The phenomenon arises from a simple capacity argument. A network with d dimensions can represent at most d orthogonal features perfectly — but the world contains far more features than any practical hidden dimension can accommodate. Networks resolve this by superimposing features at angles less than 90°, accepting interference as the cost of compression.
Why This Matters for Alignment
Polysemanticity is not merely an interpretability inconvenience. It means that interventions on individual neurons are unreliable — activating or suppressing a neuron affects multiple concepts simultaneously. Circuit-level analysis becomes a tangle of overlapping influences rather than a clean causal graph.
Scalable oversight requires the ability to inspect and verify internal reasoning chains. A polysemantic model resists this inspection at a fundamental level. Before we can trust that a model is reasoning honestly about a concept, we need to know which neurons are that concept — cleanly, with no crosstalk.
Our approach scales the FFN hidden dimension massively — e.g., 32,000 neurons vs. the standard 768 — while enforcing extreme sparsity: only 30–50 neurons activate per token. With enough neurons to represent features without overlap, superposition becomes unnecessary. The network no longer needs to pack multiple concepts into a single unit.
The routing mechanism is learned end-to-end. A lightweight gating network scores all hidden units for each token and selects the top-k by magnitude. Gradients flow only through active neurons, keeping compute proportional to the activation budget rather than the total hidden dimension.
Compute Profile
The expanded-but-sparse architecture sits on the Pareto frontier of interpretability and efficiency. Parameter count scales with the hidden dimension; compute scales with the activation budget per token. We can increase the former without touching the latter — a property unavailable in any dense architecture.

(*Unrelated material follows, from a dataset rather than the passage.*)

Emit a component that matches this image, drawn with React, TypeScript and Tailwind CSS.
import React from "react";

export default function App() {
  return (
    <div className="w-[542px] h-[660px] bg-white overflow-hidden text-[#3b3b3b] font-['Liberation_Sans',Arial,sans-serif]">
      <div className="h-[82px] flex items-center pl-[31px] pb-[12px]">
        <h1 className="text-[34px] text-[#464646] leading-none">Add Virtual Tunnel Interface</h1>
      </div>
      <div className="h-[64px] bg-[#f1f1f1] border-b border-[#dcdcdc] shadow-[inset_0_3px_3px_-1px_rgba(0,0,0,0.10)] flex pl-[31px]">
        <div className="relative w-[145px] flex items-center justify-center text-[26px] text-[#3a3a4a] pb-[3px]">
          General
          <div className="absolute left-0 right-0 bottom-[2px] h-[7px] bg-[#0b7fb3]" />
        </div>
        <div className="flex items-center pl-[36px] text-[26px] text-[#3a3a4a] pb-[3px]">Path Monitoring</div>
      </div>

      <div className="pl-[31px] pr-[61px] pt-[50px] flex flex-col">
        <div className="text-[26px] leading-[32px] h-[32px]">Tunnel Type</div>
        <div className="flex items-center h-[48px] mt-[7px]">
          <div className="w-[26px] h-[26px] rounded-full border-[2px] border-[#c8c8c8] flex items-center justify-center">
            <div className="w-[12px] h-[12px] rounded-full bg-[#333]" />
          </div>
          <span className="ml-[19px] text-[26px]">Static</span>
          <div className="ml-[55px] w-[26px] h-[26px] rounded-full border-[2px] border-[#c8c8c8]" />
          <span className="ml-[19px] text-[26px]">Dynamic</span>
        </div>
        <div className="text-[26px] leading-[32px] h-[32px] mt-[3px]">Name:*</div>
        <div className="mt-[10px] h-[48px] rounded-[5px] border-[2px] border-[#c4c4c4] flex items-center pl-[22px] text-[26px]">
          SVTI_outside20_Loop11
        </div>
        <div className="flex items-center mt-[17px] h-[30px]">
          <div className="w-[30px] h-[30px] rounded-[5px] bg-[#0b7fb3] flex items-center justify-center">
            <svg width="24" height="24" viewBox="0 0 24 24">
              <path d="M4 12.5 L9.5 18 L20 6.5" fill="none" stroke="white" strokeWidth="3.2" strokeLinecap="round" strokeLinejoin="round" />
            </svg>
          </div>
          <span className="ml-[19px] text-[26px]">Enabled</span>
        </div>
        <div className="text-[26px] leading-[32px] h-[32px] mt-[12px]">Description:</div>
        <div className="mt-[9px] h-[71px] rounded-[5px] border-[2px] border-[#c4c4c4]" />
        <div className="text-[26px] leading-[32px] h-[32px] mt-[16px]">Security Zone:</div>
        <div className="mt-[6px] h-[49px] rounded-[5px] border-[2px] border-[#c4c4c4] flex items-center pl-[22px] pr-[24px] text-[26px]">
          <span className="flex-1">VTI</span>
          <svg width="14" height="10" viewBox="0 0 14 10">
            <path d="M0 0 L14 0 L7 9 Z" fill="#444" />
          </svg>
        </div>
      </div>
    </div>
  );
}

Preliminary benchmarks show FLOPs comparable to a dense baseline at 1/40th the hidden dimension, with the full 32k-unit model offering 10× more expressive capacity at equivalent inference cost.
Relation to SAEs
Research from Anthropic demonstrates that Sparse Autoencoders (SAEs) can extract monosemantic features post-hoc from a trained polysemantic model. Our approach differs in intent: rather than decomposing polysemanticity after it forms, we prevent it from forming at all. The routing constraint is part of training, not an analysis tool applied afterward. This means the monosemantic structure is native to the model — available for inspection, intervention, and verification without an external decomposition step.